VIA RASELLA & THE ARDEATINE CAVES.
At 3:45 on the afternoon of March 23rd, 1944, a heavily armed column of 156 SS police marching through Rome, was attacked in the Via Rasella by ten partisans, nine men and a woman, most of them students in their twenties. The target, the 11th Company of the 3rd Bozen SS Battalion, was a new, anti-partisan police formation. As the police column proceeded up the street, one of the partisans, in the guise of a municipal street cleaner, lit the fuse of a home-made bomb concealed in his trash can and decamped. Some fifty seconds later, twenty-four men were blown apart in an earth-shaking explosion. Other partisans engaged the dazed rear guard with grenades and gunfire, and as nine more SS men, and two hapless civilians, lay dead or dying, they disappeared into the hideaways of the Roman underground. The next day, 335 men and teen-aged boys – a near-perfect cross-section of the male social makeup of Rome, but not one of whom even remotely connected to the attack – were seized from various parts of the city, trucked to an abandoned labyrinth of caves in Via Ardeatina, near the Christian catacombs of ancient Rome, and slain in groups of five.
SAN LORENZO DISTRICT.
One of Rome's working-class quarters and a notorious hotbed of anti-fascist sentiment, the San Lorenzo district, located on either side of the Via Tiburtina near the Termini station, was heavily bombed in July 1943 with the aim of disrupting the railway system.

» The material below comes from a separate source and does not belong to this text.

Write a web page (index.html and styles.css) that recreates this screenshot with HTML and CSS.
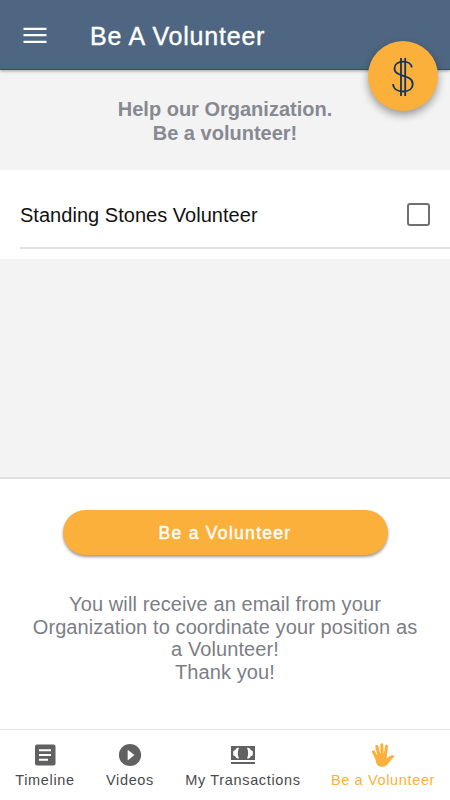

The only area to suffer in this way, the bombing left many dead and destroyed or damaged several significant buildings. Today the area, which is located near Rome's La Sapienza University, has a youthful, easy-going vibe, but the signs of that night in 1943 remain. Bomb damage can still be seen and the barber's shop on Via dei Volsci also functions as a photographic museum of the destruction. Pope Pius XII's pastoral visit in the aftermath is marked by a statue of the pontiff with his arms raised.